→ **Your objective**: Every line below that mentions the word "components" should be copied out.
+++
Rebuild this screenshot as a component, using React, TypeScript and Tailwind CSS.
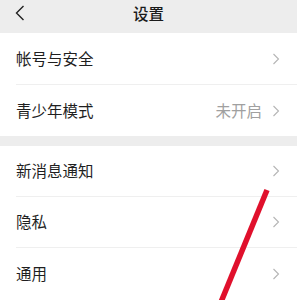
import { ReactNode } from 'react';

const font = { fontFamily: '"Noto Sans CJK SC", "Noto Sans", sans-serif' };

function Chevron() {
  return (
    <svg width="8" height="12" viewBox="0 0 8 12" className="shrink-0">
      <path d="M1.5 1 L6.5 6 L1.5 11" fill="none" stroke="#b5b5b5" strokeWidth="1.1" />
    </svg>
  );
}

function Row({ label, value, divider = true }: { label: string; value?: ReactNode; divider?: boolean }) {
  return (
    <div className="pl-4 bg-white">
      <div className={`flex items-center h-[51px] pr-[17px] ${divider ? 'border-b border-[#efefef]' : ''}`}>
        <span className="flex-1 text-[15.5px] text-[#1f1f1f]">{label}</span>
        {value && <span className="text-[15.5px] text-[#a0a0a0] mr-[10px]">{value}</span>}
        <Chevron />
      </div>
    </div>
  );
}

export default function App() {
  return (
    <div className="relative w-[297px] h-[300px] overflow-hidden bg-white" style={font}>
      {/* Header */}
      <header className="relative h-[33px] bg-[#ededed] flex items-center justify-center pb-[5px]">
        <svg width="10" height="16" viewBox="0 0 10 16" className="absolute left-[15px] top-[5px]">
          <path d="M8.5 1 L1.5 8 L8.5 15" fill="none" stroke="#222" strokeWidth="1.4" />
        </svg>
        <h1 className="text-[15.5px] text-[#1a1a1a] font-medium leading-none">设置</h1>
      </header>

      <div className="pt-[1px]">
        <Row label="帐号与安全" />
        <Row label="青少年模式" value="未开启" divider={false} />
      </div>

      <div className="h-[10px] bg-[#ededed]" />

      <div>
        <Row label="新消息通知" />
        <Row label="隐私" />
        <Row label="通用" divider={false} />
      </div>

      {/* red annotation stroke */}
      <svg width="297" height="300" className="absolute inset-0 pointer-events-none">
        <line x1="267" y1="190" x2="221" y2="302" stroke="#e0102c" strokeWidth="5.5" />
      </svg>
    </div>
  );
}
+++
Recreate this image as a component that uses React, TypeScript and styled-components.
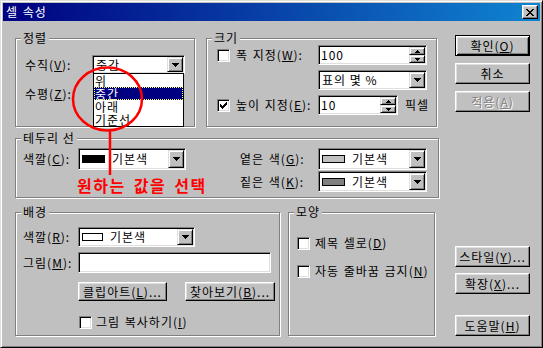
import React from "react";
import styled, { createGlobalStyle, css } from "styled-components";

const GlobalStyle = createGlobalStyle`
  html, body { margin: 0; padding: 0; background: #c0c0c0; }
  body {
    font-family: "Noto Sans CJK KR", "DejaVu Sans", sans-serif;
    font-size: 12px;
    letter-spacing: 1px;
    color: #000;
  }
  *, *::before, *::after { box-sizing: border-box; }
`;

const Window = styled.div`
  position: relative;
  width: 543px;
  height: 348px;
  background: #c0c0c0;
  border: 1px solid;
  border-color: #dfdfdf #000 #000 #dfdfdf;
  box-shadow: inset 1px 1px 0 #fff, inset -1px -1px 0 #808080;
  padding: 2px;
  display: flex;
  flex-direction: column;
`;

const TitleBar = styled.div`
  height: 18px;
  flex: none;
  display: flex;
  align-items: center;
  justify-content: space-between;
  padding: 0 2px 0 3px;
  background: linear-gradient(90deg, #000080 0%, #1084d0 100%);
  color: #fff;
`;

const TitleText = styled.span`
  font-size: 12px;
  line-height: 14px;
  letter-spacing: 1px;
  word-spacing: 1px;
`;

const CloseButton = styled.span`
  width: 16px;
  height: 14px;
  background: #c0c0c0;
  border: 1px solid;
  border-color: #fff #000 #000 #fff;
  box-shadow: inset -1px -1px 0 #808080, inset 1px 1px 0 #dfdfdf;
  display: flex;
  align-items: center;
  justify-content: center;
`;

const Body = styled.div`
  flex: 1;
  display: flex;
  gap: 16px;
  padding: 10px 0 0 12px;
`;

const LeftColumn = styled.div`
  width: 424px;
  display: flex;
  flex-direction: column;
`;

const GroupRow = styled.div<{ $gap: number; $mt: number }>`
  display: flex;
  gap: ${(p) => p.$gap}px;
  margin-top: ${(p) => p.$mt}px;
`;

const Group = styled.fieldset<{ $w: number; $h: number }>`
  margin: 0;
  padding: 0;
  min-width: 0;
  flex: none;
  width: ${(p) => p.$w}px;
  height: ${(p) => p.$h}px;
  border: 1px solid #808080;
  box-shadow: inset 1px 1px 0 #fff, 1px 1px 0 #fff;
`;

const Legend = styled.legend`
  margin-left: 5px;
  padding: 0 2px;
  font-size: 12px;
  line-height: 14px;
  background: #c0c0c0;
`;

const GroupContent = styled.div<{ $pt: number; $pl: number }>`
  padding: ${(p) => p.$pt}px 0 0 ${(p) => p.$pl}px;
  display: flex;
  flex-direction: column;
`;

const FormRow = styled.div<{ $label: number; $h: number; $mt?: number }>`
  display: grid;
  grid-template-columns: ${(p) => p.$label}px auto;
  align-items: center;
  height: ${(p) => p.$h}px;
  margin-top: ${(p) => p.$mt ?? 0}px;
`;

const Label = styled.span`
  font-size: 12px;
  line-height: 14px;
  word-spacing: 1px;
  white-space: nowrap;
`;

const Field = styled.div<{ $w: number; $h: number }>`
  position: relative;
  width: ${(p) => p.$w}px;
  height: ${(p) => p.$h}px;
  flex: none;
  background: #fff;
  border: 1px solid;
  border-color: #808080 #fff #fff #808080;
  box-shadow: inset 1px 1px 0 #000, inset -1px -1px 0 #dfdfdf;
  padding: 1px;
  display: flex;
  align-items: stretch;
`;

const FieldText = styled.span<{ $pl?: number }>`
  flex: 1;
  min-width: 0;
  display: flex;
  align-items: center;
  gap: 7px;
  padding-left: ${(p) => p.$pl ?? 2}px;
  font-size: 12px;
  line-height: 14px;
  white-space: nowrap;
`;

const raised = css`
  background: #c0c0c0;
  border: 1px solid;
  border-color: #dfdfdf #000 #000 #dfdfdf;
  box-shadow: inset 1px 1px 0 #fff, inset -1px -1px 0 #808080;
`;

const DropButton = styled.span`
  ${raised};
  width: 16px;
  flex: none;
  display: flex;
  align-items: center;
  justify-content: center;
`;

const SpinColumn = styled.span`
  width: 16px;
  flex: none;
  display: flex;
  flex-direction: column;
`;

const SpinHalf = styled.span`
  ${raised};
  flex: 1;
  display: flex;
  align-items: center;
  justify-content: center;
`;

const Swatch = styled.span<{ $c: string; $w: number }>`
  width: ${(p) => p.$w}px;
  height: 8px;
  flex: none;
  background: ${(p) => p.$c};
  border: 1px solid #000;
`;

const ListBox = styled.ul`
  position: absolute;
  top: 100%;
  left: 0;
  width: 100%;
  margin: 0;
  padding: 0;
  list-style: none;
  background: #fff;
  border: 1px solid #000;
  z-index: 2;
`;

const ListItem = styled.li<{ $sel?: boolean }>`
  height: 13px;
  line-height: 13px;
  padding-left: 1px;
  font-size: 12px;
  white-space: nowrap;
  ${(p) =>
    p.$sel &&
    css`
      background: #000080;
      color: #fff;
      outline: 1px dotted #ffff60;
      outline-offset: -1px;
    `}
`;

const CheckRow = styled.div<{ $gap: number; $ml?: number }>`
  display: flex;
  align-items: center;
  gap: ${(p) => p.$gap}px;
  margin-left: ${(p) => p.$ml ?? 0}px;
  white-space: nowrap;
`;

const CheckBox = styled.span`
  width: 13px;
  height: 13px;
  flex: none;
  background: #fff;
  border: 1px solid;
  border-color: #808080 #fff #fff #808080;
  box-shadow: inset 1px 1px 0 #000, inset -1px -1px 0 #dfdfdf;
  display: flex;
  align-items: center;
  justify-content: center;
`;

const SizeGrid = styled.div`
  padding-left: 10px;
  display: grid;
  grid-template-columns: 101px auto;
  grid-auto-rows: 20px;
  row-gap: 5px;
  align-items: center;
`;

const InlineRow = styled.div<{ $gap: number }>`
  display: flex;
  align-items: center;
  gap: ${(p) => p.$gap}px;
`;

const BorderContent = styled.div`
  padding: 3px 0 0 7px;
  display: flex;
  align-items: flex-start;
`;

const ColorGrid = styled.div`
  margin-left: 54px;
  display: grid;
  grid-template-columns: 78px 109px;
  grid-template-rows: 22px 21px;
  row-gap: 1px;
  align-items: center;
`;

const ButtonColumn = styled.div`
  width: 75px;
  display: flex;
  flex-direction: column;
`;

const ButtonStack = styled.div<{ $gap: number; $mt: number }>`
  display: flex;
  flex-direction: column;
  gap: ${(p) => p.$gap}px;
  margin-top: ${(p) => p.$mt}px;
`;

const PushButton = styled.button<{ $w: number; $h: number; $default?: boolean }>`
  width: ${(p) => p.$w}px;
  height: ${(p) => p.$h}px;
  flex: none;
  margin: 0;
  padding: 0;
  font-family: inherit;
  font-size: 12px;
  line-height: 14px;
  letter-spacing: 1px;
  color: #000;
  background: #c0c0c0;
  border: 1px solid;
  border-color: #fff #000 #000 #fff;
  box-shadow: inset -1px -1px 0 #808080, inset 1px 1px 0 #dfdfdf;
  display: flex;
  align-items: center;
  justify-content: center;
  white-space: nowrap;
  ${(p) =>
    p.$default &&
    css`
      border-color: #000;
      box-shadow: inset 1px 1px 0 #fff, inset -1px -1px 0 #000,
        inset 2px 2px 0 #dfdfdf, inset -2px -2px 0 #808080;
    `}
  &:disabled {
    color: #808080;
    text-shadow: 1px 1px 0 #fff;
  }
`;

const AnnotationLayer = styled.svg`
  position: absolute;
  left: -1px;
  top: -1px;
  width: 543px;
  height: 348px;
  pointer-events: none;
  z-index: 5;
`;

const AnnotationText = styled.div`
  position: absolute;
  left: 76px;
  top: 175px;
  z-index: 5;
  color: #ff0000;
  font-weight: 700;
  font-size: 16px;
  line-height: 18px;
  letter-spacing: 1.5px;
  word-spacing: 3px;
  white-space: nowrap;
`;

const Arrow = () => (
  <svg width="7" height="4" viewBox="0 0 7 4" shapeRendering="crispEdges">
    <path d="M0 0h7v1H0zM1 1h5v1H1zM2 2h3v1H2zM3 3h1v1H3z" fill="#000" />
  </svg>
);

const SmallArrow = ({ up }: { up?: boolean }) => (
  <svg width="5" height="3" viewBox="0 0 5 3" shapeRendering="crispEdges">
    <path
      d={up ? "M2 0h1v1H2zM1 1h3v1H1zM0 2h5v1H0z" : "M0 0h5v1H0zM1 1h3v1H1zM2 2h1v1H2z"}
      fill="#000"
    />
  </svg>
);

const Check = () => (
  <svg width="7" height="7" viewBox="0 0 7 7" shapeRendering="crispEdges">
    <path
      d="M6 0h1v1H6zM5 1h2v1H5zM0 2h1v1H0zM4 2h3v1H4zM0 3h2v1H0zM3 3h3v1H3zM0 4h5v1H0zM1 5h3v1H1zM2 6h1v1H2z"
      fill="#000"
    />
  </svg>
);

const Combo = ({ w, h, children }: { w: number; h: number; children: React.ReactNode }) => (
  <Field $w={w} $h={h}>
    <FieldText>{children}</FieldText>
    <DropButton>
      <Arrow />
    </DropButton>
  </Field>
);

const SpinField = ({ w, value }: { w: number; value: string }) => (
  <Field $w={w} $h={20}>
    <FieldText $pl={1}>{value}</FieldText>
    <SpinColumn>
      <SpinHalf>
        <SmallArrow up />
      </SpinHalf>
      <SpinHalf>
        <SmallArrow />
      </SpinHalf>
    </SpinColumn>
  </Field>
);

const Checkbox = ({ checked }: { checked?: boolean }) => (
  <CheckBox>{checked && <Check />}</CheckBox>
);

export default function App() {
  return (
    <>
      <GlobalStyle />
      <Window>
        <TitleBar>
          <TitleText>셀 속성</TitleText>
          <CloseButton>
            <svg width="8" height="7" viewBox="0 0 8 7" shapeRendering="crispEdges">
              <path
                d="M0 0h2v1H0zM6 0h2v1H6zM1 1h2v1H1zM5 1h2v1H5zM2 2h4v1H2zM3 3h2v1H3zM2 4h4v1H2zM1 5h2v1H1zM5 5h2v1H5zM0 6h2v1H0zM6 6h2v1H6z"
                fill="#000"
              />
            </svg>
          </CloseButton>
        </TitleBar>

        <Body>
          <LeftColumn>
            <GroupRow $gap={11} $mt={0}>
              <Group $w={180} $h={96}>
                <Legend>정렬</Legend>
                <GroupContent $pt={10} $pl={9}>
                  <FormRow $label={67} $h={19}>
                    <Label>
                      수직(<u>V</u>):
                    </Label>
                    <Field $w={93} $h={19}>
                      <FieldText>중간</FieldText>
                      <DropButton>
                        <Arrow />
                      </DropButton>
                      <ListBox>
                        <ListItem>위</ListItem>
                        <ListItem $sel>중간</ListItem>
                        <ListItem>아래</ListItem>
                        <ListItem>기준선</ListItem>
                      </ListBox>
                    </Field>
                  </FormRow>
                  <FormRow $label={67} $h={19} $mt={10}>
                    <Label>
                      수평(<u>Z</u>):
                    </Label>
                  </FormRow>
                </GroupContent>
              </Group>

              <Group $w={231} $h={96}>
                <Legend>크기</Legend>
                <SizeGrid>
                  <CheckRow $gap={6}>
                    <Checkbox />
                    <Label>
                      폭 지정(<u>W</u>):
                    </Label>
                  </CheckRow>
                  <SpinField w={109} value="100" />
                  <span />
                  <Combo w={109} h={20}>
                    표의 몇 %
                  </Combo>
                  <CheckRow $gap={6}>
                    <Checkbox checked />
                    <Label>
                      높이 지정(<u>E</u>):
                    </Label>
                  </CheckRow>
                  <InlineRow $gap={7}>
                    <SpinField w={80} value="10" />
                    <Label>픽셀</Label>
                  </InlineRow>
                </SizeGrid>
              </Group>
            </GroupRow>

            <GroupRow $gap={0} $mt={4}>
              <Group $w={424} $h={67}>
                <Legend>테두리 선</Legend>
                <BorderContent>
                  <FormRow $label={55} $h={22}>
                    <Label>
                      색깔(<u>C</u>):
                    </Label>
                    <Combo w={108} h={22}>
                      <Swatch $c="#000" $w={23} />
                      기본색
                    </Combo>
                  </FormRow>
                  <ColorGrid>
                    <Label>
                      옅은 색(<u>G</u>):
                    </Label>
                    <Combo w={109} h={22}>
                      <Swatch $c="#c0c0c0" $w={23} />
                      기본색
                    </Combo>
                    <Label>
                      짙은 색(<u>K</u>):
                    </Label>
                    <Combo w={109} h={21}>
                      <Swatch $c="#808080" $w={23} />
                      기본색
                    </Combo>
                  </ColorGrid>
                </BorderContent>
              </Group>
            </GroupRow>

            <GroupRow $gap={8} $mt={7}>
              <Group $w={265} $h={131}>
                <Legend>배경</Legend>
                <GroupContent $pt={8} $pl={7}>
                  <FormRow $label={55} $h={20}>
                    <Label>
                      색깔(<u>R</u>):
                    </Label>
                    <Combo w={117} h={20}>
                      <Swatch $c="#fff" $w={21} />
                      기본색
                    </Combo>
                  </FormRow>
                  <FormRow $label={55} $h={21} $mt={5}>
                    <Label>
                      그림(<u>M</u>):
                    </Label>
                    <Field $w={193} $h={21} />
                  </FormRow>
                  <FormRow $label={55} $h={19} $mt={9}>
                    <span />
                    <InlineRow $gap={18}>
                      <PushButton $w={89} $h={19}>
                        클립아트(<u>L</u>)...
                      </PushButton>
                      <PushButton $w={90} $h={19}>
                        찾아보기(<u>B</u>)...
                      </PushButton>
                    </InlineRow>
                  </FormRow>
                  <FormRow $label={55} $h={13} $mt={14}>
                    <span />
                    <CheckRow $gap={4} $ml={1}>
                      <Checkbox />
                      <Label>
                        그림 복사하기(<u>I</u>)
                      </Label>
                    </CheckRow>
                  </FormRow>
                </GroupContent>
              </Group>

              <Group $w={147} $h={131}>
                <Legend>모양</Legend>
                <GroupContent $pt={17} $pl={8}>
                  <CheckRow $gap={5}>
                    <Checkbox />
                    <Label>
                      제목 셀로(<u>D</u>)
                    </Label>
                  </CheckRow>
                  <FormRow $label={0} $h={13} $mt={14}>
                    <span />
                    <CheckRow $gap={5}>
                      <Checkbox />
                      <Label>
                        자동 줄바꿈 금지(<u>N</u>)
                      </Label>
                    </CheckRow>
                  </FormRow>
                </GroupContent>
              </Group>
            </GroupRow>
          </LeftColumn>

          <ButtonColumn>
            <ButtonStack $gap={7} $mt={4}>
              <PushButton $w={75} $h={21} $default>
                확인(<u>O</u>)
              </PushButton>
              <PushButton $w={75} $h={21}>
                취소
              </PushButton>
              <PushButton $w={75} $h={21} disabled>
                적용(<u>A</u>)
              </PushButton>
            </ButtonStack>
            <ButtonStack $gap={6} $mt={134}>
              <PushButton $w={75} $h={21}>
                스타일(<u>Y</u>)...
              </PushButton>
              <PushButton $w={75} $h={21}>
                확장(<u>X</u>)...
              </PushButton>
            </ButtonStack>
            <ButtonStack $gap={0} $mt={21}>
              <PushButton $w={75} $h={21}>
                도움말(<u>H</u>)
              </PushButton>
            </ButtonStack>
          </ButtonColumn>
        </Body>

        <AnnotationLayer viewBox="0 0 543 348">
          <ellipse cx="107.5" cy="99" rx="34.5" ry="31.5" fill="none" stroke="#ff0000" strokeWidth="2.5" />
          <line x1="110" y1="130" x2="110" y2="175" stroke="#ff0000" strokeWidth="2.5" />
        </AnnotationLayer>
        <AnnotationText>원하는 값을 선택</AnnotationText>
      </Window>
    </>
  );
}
+++
→ **Solved problem**:
Recreate this image as a component that uses React, TypeScript and styled-components.
import styled, { createGlobalStyle, css } from "styled-components";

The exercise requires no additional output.